The court in its decision to take the cases did not set a briefing
schedule for attorneys; that will be the next step in the case.
CALIFORNIA SUPREME COURT TO REVIEW CITY'S POT DISPENSARY BAN
A lower court's ruling upholding Riverside's ban has been used as
precedent for other cities to control medical marijuana
The California Supreme Court will review a city of Riverside medical
marijuana case in which a lower court ruled that cities and counties
have the right to ban dispensaries.
Local governments throughout the state have used that decision,
issued in November by the Fourth District Court of Appeal, to shut
down medical marijuana clinics within their boundaries.
That court ruled that nothing in the state's1996 Compassionate Use
Act (Prop. 215) or the state Legislature's Medical Marijuana Program,
which outlines usage, pre-empts cities from banning the facilities.
The Riverside ruling was one of four medical marijuana cases the
State Supreme Court voted to accept Wednesday. In hearing the cases,
the court will try to tackle federal and state issues regarding
medical marijuana and the dispensaries that sell it, and also address
more fundamental questions of local control.
The court voted 7-0 to hear the Riverside case.
The justices also will hear an unpublished ruling on Upland's
dispensary ban, which closely followed the language of the Riverside
ruling; a Long Beach case that addresses the illegality of marijuana
under federal law and whether that preempts local officials from
regulating dispensaries; and a Dana Point case that looks into who
has standing to challenge local ordinances regulating dispensaries.
"It was only a matter of time before the California Supreme Court
would take on the issue, and the time is now," said Jeffrey V. Dunn,
an Irvine-based attorney with Best Best & Krieger who represents
Riverside in the case. "Federal pre-emption, state law pre-emption
and standing - in one day the Supreme Court has decided to review
this law in a comprehensive fashion."
Riverside City Attorney Greg Priamos said he believed the court
recognized the importance of the cases and wants to clarify the law.
"We remain cautiously optimistic that the Supreme Court will uphold
the city and county land use authority; that cities and boards of
supervisors have the right to establish land-use policies, and the
city's right is not preempted by state law," Priamos said.
J. David Nick, the attorney representing dispensary owners in
Riverside, said a unanimous vote to hear a case is rare.

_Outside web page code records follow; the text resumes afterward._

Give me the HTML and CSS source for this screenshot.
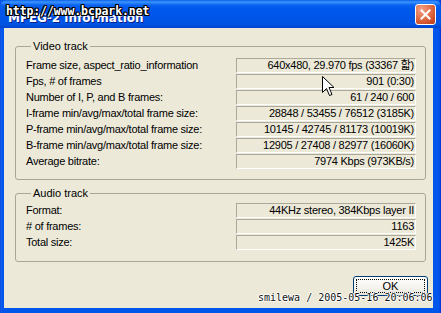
FILE: index.html
```html
<!DOCTYPE html>
<html>
<head>
<meta charset="utf-8">
<link rel="stylesheet" href="styles.css">
</head>
<body>
<div class="window">
  <div class="titlebar">
    <span class="title">MPEG-2 information</span>
    <button class="close" aria-label="Close">
      <svg width="11" height="11" viewBox="0 0 11 11"><path d="M1.5 1.5 L9.5 9.5 M9.5 1.5 L1.5 9.5" stroke="#fff" stroke-width="2" stroke-linecap="square"/></svg>
    </button>
    <span class="title-mark">http://www.bcpark.net</span>
  </div>
  <div class="client">
    <fieldset class="group video">
      <legend>Video track</legend>
      <div class="rows">
        <span class="label">Frame size, aspect_ratio_information</span><span class="value">640x480, 29.970 fps (33367 핣)</span>
        <span class="label">Fps, # of frames</span><span class="value">901 (0:30)</span>
        <span class="label">Number of I, P, and B frames:</span><span class="value">61 / 240 / 600</span>
        <span class="label">I-frame min/avg/max/total frame size:</span><span class="value">28848 / 53455 / 76512 (3185K)</span>
        <span class="label">P-frame min/avg/max/total frame size:</span><span class="value">10145 / 42745 / 81173 (10019K)</span>
        <span class="label">B-frame min/avg/max/total frame size:</span><span class="value">12905 / 27408 / 82977 (16060K)</span>
        <span class="label">Average bitrate:</span><span class="value">7974 Kbps (973KB/s)</span>
      </div>
    </fieldset>
    <fieldset class="group audio">
      <legend>Audio track</legend>
      <div class="rows">
        <span class="label">Format:</span><span class="value">44KHz stereo, 384Kbps layer II</span>
        <span class="label"># of frames:</span><span class="value">1163</span>
        <span class="label">Total size:</span><span class="value">1425K</span>
      </div>
    </fieldset>
    <div class="actions"><button class="ok"><span class="focus">OK</span></button></div>
  </div>
  <div class="watermark">smilewa / 2005-05-16 20:06:06</div>
  <svg class="cursor" width="13" height="21" viewBox="0 0 13 21"><path d="M0.5 0.5 L0.5 16.5 L4.5 12.5 L7.5 19.5 L10 18.5 L7 11.5 L12 11.5 Z" fill="#fff" stroke="#000" stroke-width="1" stroke-linejoin="miter"/></svg>
</div>
</body>
</html>
```

FILE: styles.css
```css
html, body {
  margin: 0;
  padding: 0;
  background: #ECE9D8;
}
.window {
  position: relative;
  width: 441px;
  height: 313px;
  box-sizing: border-box;
  display: flex;
  flex-direction: column;
  background: linear-gradient(to right, #0831D9 0, #166AEE 1px, #0055EA 2px, #0055EA calc(100% - 2px), #0831D9 100%);
  font-family: "Liberation Sans", Arial, sans-serif;
  font-size: 11px;
  color: #000;
  overflow: hidden;
}
.titlebar {
  position: relative;
  height: 28px;
  flex: none;
  display: flex;
  align-items: center;
  justify-content: space-between;
  padding: 0 5px 0 8px;
  background: linear-gradient(to bottom, #0A5FE6 0, #3D95FF 2px, #0A63F0 5px, #0058EE 9px, #0055E8 18px, #0054E3 24px, #0049D6 27px, #003DCB 28px);
  border-radius: 7px 7px 0 0;
}
.title {
  font-family: "DejaVu Sans", sans-serif;
  font-weight: bold;
  font-size: 12px;
  color: #fff;
  margin-top: 7px;
  text-shadow: 1px 1px 0 #0A1E8C;
}
.title-mark {
  position: absolute;
  left: 6px;
  top: 4px;
  font-family: "DejaVu Sans Mono", monospace;
  font-weight: bold;
  font-size: 11.5px;
  letter-spacing: -0.1px;
  color: #fff;
  text-shadow: 1px 0 0 #000, -1px 0 0 #000, 0 1px 0 #000, 0 -1px 0 #000, 1px 1px 0 #000, -1px -1px 0 #000, 1px -1px 0 #000, -1px 1px 0 #000;
}
.close {
  width: 21px;
  height: 21px;
  padding: 0;
  margin: 0;
  border: 1px solid #fff;
  border-radius: 3px;
  background: radial-gradient(circle at 30% 25%, #F0A088 0, #E5764F 40%, #CC4A26 80%, #B8391A 100%);
  display: flex;
  align-items: center;
  justify-content: center;
  margin-top: 1px;
}
.client {
  flex: 1;
  margin: 0 8px 5px 4px;
  background: #ECE9D8;
  padding: 12px 7px 0 11px;
  display: flex;
  flex-direction: column;
}
.group {
  margin: 0;
  border: 1px solid #A8A797;
  border-radius: 3px;
  padding: 5px 9px 10px 10px;
  min-width: 0;
}
.group legend {
  padding: 0 2px;
  margin-left: 5px;
  line-height: 13px;
  color: #000;
}
.audio {
  margin-top: 7px;
  padding-top: 3px;
  padding-bottom: 11px;
}
.rows {
  display: grid;
  grid-template-columns: 1fr 180px;
  row-gap: 1px;
}
.label {
  line-height: 15px;
  height: 15px;
  white-space: nowrap;
  letter-spacing: -0.25px;
}
.value {
  height: 15px;
  box-sizing: border-box;
  line-height: 13px;
  border-style: solid;
  border-width: 1px;
  border-color: #ACA899 #FFFFFF #FFFFFF #ACA899;
  text-align: right;
  padding-right: 1px;
  white-space: nowrap;
  letter-spacing: -0.25px;
  font-family: "Liberation Sans", "Noto Sans CJK KR", sans-serif;
}
.actions {
  display: flex;
  justify-content: flex-end;
  margin-top: 14px;
  margin-right: -2px;
}
.ok {
  width: 75px;
  height: 20px;
  padding: 2px;
  border: 1px solid #003C74;
  border-radius: 3px;
  background: linear-gradient(to bottom, #FFFFFF 0, #F4F3EE 60%, #E3E1D6 100%);
  font-family: "Liberation Sans", Arial, sans-serif;
  font-size: 11px;
  color: #000;
  display: flex;
}
.focus {
  flex: 1;
  border: 1px dotted #000;
  line-height: 12px;
  text-align: center;
}
.watermark {
  position: absolute;
  left: 258px;
  top: 292px;
  font-family: "DejaVu Sans Mono", monospace;
  font-size: 10px;
  line-height: 12px;
  color: #111;
  text-shadow: 1px 0 0 #fff, -1px 0 0 #fff, 0 1px 0 #fff, 0 -1px 0 #fff;
  white-space: nowrap;
}
.cursor {
  position: absolute;
  left: 322px;
  top: 76px;
}
```
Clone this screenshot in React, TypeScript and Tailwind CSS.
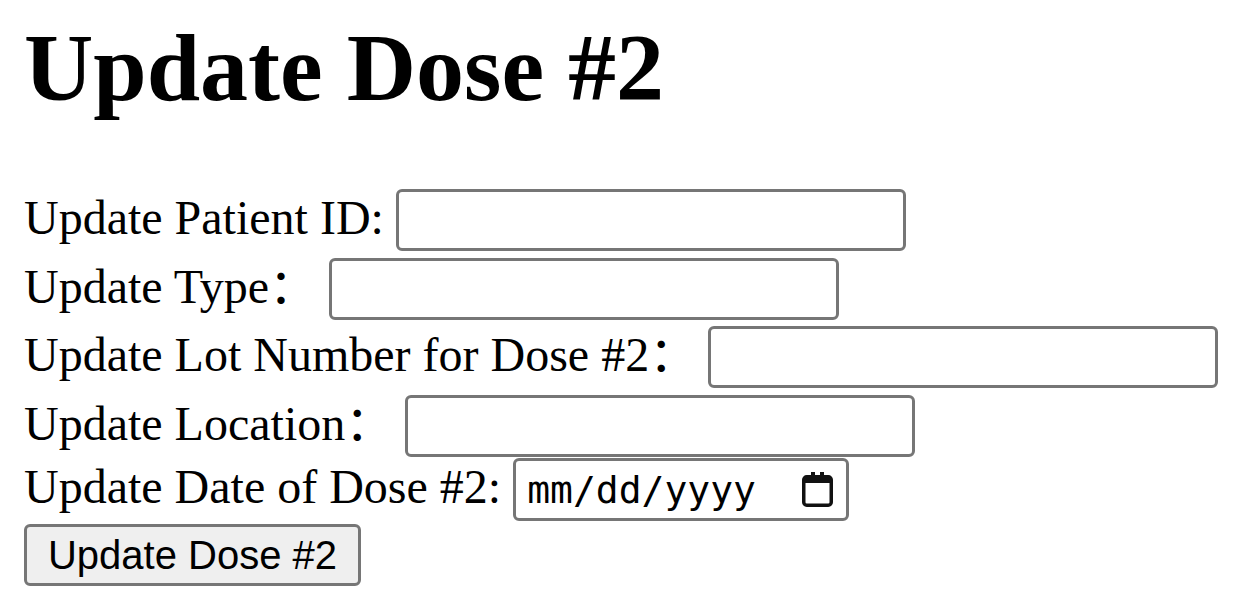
import React from "react";

function Field({ w = "w-[510px]" }: { w?: string }) {
  return (
    <div
      className={`${w} h-[62px] shrink-0 rounded-[6px] border-[3px] border-[#767676] bg-white`}
    />
  );
}

function Label({ text, cjk }: { text: string; cjk?: boolean }) {
  return (
    <span className="mt-[2px] whitespace-nowrap text-[48px] leading-[53px] text-black font-['Liberation_Serif',serif]">
      {text}
      {cjk ? (
        <span className="leading-[40px] font-['Noto_Sans_CJK_SC',sans-serif]">：</span>
      ) : null}
    </span>
  );
}

function CalendarIcon() {
  return (
    <svg width="31" height="35" viewBox="0 0 31 35" className="shrink-0">
      <rect x="9" y="0" width="4" height="6" fill="#111" />
      <rect x="18" y="0" width="4" height="6" fill="#111" />
      <rect x="1.75" y="4.75" width="27.5" height="28.5" rx="3" fill="none" stroke="#111" strokeWidth="3.5" />
      <rect x="2" y="5" width="27" height="6" fill="#111" />
    </svg>
  );
}

export default function App() {
  return (
    <div className="min-h-screen bg-white pl-[24px] pt-[15px] text-black">
      <h1 className="text-[96px] font-bold leading-[106px] font-['Liberation_Serif',serif]">
        Update Dose #2
      </h1>
      <div className="mt-[68px] flex flex-col">
        <div className="flex items-start gap-[12px]">
          <Label text="Update Patient ID:" />
          <Field />
        </div>
        <div className="mt-[7px] flex items-start gap-[12px]">
          <Label text="Update Type" cjk />
          <Field />
        </div>
        <div className="mt-[6px] flex items-start gap-[11px]">
          <Label text="Update Lot Number for Dose #2" cjk />
          <Field />
        </div>
        <div className="mt-[7px] flex items-start gap-[12px]">
          <Label text="Update Location" cjk />
          <Field />
        </div>
        <div className="mt-[1px] flex items-start gap-[12px]">
          <Label text="Update Date of Dose #2:" />
          <div className="flex h-[63px] w-[336px] shrink-0 items-center rounded-[6px] border-[3px] border-[#767676] bg-white pl-[11px] pr-[13px]">
            <span className="text-[38px] leading-none text-black font-['DejaVu_Sans_Mono',monospace]">
              mm/dd/yyyy
            </span>
            <div className="flex-1" />
            <CalendarIcon />
          </div>
        </div>
        <div className="mt-[3px] flex">
          <button className="flex h-[62px] w-[337px] items-center justify-center rounded-[6px] border-[3px] border-[#767676] bg-[#efefef] text-[40px] leading-none text-black font-['Liberation_Sans',Arial,sans-serif]">
            Update Dose #2
          </button>
        </div>
      </div>
    </div>
  );
}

He also
noted that the court took the case even though there are no
conflicting appellate decisions on the issue regarding the Riverside case.
"That is an indication the court has a deep concern over decisions
made by the appellate court," Nick said. "You could change the object
to bananas, and we would still be arguing the same ideals. It is a
very clear rule that the California Supreme Court has established:
Local governments cannot ban through any device what state law makes legal."
But Dunn said that also goes the other way.
"The state cannot pre-empt local government authority," he said.
Attorney Roger Jon Diamond, who represented dispensary owner G3
Holistic in the Upland case, said he believes the lower court
overreached in allowing cities and counties to enact an outright ban
on clinics.
Diamond says local governments have the right to regulate location,
hours and facades of the dispensaries through zoning laws, "but it
seems like the whole Inland Empire is up in arms over medical
marijuana. I believe a total ban has taken the place of zoning,"
Diamond said in a telephone interview from his Santa Monica offices.
The Long Beach case does not involve a ban. That city agreed to allow
medical marijuana dispensaries under a permitting process.
A dispensary claimed the permit rules were too stringent. But an
appellate court overturned the Long Beach plan. It cited marijuana's
illegality under federal law, and said that pre-empted city officials
from making any rules about its sale.
The Dana Point case looks at who has standing to challenge local
medical marijuana regulations - does it have to be an owner, or can
it be a dispensary user?
The court in its decision to take the cases did not set a briefing
schedule for attorneys; that will be the next step in the case.